> _Stated task_:
Identify each line containing the word "index" and copy it.

> _Material provided_:
>>>>

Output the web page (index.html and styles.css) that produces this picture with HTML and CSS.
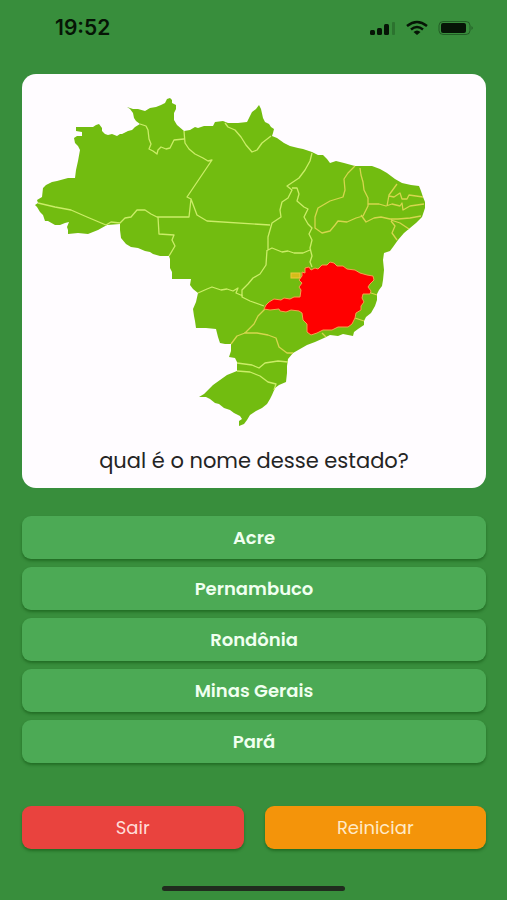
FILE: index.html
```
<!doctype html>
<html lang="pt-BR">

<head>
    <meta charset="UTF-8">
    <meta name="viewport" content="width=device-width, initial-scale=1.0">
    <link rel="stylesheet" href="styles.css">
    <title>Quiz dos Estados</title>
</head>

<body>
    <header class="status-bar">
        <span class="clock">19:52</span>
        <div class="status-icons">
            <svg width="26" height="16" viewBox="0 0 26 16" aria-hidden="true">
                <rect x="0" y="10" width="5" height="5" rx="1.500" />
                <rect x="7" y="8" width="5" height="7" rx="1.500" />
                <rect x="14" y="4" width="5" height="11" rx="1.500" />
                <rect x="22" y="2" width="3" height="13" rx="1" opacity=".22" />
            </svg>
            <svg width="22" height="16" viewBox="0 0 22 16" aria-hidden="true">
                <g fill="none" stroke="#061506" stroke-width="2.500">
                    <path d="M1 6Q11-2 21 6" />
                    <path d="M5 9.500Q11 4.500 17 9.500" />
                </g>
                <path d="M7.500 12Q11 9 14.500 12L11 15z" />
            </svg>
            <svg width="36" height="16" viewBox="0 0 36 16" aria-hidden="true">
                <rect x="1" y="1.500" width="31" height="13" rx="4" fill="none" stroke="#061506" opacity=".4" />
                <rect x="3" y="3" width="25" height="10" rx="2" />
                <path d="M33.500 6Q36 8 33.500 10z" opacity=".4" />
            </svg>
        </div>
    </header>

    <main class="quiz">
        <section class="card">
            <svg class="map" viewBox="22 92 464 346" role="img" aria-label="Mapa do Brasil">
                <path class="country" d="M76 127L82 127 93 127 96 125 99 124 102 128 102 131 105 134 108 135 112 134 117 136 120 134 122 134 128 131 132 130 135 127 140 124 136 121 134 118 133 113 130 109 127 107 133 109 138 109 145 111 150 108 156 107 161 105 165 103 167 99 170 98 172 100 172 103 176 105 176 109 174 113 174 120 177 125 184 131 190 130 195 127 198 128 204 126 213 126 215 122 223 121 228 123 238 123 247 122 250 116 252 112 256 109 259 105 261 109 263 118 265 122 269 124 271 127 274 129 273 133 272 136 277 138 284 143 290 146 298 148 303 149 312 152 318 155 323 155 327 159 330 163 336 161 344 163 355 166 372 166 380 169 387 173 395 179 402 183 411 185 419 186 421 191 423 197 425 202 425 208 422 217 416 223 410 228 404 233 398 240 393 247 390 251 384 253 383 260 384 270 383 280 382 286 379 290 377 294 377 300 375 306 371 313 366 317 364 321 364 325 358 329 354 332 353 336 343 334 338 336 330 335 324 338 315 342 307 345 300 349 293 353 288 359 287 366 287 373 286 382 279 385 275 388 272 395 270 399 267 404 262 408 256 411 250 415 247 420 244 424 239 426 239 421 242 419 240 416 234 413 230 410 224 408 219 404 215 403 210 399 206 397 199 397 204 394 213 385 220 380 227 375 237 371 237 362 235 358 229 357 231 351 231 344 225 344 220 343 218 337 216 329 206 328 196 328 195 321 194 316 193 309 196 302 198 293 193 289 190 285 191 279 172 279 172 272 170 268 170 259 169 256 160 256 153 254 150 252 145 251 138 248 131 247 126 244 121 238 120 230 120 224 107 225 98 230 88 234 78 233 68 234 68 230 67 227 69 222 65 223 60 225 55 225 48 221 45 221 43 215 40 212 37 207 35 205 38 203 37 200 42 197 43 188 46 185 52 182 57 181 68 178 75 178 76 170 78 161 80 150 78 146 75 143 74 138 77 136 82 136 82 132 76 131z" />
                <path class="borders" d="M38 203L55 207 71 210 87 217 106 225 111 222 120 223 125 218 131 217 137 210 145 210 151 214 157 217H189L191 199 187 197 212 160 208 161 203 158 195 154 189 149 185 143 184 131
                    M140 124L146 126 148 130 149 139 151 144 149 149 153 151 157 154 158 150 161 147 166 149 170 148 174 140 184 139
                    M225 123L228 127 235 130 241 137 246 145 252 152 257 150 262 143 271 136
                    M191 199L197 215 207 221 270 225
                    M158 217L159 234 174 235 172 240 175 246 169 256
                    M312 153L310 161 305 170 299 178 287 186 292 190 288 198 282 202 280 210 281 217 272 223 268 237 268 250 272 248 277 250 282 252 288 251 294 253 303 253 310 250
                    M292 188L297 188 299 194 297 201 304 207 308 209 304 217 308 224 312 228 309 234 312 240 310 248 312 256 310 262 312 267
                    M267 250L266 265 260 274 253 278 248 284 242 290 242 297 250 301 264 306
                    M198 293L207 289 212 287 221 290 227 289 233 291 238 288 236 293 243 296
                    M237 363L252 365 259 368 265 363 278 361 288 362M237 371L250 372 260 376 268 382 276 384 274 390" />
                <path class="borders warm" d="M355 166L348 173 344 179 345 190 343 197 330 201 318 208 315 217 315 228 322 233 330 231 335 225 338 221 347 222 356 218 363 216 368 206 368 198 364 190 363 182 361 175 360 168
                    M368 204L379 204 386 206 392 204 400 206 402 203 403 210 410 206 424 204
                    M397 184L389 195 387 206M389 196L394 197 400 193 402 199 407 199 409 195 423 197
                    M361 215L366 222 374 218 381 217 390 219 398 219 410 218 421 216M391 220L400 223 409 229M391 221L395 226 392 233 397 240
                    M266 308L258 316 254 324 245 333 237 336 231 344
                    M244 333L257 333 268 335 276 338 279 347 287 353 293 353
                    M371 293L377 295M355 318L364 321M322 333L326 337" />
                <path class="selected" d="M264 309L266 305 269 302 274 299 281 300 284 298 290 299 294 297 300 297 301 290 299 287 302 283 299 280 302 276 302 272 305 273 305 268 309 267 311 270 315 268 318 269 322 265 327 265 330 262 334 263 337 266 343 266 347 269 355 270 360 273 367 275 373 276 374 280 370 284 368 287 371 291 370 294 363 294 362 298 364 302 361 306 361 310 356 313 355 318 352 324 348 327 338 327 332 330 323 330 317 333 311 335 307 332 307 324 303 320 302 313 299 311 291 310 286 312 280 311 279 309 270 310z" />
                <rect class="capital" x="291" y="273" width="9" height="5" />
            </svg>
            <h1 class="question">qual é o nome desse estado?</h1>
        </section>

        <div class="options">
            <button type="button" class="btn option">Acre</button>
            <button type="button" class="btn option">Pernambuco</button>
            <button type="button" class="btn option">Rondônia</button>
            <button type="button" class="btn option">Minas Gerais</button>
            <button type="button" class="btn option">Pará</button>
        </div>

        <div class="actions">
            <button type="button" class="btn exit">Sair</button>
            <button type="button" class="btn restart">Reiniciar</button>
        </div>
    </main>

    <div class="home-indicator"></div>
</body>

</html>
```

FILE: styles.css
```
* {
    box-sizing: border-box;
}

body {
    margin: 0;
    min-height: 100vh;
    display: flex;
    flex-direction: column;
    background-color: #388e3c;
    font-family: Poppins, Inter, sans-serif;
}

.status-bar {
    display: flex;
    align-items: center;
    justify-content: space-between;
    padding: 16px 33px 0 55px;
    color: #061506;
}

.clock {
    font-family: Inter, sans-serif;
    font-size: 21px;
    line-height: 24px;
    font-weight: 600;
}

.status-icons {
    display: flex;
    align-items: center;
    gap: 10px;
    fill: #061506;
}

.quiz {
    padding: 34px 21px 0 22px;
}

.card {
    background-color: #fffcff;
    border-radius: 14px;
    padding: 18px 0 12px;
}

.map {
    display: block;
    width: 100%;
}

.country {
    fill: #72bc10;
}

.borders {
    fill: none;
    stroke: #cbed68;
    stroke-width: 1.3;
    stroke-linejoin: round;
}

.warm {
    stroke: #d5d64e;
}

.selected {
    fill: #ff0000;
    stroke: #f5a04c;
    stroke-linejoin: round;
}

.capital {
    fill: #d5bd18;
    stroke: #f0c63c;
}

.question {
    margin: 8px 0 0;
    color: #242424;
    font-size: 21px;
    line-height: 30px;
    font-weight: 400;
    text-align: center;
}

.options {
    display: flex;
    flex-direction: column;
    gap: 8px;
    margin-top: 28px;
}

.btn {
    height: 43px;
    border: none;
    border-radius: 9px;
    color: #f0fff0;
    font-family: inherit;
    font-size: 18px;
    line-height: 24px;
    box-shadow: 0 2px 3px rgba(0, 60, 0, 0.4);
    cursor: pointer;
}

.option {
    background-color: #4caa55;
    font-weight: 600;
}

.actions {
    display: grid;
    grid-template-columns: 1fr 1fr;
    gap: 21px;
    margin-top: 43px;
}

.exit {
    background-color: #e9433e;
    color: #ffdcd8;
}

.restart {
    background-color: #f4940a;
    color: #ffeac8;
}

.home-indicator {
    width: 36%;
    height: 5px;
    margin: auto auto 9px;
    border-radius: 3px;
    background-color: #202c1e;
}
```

<<<<

> _Full output_:
Output the web page (index.html and styles.css) that produces this picture with HTML and CSS.
FILE: index.html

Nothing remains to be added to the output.